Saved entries
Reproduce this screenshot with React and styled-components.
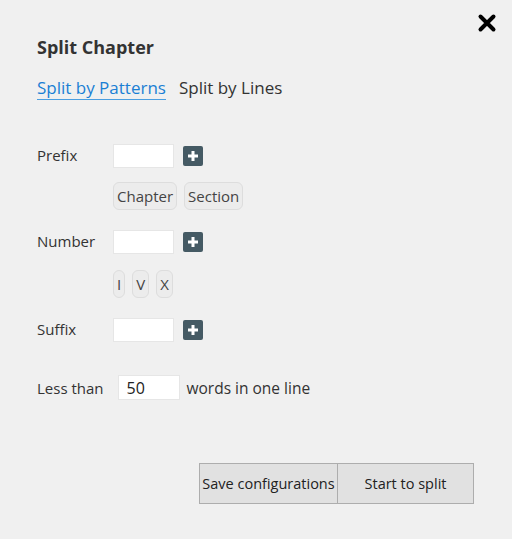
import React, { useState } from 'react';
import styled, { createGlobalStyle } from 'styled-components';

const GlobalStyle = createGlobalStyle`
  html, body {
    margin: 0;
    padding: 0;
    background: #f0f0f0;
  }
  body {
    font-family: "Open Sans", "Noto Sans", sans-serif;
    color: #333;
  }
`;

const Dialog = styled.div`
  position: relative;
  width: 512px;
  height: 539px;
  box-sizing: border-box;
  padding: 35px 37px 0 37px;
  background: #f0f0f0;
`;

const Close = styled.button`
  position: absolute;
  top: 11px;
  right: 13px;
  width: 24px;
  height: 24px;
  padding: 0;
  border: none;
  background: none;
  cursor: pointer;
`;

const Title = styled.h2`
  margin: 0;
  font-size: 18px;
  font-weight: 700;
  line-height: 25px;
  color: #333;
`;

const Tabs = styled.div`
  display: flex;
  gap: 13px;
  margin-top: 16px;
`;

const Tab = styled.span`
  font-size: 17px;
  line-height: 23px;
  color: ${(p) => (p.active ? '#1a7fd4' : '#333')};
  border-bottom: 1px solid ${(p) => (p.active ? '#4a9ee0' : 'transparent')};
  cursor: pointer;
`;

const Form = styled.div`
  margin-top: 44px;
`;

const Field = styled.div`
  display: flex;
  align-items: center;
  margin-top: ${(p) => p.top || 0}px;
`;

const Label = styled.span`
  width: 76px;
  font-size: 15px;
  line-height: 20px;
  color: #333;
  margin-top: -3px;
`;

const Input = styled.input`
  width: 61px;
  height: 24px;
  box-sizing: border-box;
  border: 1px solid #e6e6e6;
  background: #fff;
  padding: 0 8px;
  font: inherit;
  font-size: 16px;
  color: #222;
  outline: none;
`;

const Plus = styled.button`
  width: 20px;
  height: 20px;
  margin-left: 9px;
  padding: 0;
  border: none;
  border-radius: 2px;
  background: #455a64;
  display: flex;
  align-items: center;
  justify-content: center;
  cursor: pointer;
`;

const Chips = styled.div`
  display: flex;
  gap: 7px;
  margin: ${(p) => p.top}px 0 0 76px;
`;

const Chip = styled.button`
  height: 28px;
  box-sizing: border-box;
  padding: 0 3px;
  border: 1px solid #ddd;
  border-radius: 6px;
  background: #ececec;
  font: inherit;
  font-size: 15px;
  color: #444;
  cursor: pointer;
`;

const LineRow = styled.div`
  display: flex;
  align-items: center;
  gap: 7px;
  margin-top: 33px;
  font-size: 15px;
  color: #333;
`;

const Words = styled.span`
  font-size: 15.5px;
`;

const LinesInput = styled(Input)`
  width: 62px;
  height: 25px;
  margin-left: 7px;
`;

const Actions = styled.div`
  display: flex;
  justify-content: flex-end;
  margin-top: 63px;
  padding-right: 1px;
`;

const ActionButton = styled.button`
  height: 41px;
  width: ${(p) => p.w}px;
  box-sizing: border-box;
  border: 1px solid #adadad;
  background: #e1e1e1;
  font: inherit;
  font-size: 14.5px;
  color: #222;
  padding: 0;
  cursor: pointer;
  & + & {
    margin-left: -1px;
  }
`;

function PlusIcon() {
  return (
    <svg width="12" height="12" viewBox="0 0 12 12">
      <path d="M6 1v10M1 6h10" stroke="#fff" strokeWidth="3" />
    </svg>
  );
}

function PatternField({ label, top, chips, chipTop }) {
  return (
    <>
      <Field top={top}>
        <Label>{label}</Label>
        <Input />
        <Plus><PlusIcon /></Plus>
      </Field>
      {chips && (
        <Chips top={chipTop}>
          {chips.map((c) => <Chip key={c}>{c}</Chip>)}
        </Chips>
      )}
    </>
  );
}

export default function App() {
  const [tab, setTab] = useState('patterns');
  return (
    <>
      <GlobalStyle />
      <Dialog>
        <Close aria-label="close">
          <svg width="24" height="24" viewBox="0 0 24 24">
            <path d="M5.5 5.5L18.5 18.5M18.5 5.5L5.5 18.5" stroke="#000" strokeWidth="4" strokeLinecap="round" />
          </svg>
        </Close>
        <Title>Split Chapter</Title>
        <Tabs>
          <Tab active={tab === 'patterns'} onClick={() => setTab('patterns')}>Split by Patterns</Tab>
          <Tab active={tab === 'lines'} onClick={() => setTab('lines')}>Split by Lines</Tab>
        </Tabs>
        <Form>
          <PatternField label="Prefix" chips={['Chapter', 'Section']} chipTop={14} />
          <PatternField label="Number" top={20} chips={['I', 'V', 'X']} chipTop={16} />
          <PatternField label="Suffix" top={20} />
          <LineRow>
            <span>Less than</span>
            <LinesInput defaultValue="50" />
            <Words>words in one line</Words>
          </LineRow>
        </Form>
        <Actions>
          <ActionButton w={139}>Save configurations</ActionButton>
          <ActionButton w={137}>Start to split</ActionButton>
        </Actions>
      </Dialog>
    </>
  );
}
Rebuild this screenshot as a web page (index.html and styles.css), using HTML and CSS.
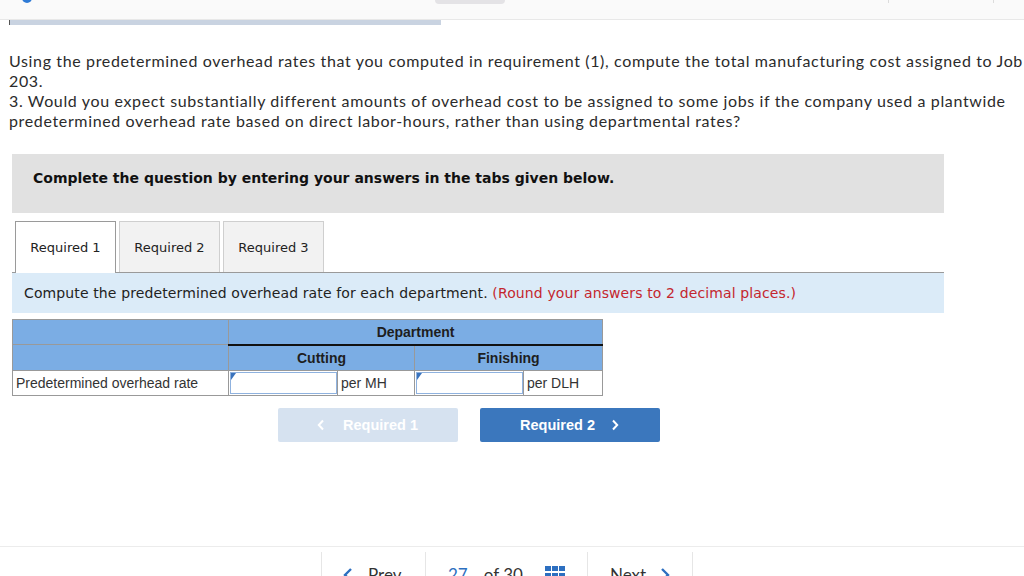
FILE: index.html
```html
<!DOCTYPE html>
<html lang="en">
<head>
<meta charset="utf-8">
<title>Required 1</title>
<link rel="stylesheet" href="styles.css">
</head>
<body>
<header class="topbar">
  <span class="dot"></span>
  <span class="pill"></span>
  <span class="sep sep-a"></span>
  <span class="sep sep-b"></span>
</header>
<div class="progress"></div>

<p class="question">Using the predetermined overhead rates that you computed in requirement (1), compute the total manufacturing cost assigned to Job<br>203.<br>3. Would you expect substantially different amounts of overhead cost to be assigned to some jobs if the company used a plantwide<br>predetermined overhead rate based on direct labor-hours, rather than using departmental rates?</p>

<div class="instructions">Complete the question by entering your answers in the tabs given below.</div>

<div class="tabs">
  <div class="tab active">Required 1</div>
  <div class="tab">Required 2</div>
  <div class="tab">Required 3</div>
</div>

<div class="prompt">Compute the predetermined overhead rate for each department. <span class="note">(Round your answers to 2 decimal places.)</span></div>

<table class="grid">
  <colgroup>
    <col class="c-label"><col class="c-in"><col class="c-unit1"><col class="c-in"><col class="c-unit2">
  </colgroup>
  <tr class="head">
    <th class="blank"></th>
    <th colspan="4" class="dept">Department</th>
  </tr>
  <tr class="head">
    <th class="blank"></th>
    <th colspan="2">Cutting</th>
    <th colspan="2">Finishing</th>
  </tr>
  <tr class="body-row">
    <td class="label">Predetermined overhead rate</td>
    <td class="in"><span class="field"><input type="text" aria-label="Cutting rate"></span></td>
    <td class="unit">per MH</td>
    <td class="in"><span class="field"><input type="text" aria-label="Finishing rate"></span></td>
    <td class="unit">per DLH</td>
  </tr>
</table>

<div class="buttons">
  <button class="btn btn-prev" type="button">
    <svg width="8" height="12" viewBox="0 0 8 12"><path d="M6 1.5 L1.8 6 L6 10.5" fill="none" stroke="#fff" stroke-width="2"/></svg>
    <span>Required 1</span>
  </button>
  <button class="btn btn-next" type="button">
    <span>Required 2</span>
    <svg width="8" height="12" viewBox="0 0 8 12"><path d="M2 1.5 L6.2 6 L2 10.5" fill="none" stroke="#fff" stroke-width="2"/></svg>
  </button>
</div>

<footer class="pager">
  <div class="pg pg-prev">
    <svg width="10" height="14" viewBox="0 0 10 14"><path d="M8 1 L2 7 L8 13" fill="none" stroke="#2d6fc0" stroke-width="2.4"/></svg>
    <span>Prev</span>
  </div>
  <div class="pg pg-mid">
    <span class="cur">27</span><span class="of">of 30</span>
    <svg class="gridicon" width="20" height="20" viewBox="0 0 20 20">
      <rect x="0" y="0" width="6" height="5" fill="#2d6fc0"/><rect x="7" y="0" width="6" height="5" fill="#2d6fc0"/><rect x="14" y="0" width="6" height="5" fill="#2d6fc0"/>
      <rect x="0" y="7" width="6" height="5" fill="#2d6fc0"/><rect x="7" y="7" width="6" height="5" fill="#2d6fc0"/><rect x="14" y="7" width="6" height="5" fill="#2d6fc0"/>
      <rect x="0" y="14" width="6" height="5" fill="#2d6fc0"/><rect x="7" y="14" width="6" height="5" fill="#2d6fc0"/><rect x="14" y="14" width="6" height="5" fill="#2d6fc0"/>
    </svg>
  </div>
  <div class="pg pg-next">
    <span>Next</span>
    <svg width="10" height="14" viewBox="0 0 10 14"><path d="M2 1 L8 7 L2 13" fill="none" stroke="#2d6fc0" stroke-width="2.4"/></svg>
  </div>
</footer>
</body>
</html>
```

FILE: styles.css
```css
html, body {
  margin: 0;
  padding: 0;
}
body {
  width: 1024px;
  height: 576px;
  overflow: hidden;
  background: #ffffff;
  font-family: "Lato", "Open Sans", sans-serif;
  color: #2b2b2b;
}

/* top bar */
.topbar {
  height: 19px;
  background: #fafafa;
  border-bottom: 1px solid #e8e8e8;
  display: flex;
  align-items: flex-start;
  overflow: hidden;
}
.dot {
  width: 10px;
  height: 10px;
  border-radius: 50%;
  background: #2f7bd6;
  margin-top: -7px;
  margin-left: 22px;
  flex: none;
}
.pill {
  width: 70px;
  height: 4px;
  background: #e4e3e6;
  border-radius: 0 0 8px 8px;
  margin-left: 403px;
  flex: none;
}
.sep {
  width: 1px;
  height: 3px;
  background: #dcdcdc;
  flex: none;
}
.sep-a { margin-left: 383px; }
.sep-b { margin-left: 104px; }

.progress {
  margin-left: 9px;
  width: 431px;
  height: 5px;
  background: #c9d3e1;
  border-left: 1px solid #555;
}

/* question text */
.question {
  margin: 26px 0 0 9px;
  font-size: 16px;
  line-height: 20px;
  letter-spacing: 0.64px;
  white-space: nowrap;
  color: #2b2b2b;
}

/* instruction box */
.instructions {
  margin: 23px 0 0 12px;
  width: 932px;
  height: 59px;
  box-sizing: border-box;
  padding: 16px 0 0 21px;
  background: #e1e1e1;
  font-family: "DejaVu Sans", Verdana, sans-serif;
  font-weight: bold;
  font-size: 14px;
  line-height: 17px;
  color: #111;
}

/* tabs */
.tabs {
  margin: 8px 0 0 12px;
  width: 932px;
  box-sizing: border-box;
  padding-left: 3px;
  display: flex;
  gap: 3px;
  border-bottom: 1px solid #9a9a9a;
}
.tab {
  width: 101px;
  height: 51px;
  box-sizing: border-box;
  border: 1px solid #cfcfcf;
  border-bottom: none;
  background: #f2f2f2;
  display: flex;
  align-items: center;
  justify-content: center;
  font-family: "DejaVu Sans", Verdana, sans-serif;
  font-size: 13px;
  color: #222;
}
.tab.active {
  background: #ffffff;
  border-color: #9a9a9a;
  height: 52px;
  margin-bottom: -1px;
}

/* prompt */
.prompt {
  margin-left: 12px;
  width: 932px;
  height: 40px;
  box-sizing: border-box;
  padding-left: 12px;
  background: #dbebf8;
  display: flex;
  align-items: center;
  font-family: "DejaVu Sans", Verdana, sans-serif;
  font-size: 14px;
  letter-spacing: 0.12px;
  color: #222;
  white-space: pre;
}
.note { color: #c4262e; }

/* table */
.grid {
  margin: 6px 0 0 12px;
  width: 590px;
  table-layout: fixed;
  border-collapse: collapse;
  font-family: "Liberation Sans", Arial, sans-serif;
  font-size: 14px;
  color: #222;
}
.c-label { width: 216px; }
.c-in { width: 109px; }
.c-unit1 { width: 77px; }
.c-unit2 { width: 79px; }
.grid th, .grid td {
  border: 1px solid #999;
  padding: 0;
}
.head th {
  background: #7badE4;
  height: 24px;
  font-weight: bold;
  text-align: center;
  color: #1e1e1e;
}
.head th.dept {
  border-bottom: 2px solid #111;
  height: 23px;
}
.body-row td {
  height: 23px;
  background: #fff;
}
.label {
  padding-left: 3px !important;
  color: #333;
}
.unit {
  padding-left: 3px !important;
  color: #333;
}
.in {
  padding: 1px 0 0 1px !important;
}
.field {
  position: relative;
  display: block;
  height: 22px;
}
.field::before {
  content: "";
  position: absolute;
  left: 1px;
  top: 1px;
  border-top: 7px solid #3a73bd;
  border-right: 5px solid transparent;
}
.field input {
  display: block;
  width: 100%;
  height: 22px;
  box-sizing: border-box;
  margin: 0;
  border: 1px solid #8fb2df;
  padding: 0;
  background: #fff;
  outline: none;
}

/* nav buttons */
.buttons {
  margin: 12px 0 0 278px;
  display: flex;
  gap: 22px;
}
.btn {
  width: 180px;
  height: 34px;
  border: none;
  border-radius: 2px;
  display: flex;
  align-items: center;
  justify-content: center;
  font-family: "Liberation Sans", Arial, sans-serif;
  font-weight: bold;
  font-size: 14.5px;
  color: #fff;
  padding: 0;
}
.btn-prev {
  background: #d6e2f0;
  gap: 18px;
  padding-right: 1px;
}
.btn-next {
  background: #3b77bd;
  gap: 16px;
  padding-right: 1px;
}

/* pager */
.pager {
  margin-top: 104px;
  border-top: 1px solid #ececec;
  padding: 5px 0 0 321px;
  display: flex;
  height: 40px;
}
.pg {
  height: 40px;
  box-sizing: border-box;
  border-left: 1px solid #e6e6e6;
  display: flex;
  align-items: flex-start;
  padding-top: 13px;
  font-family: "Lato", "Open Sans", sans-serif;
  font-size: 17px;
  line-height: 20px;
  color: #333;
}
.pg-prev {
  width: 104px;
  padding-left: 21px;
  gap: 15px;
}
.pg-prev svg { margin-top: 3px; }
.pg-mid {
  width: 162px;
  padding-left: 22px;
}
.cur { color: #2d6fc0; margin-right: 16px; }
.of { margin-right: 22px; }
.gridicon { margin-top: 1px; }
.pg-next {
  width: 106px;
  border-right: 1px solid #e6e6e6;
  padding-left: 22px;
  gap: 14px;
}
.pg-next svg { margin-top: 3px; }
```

→ **SHORT TASK**
Find the lines with the string "this" and reproduce them.

→ **THE COMPLETED TASK**
Reproduce this screenshot with React and styled-components.
Rebuild this screenshot as a web page (index.html and styles.css), using HTML and CSS.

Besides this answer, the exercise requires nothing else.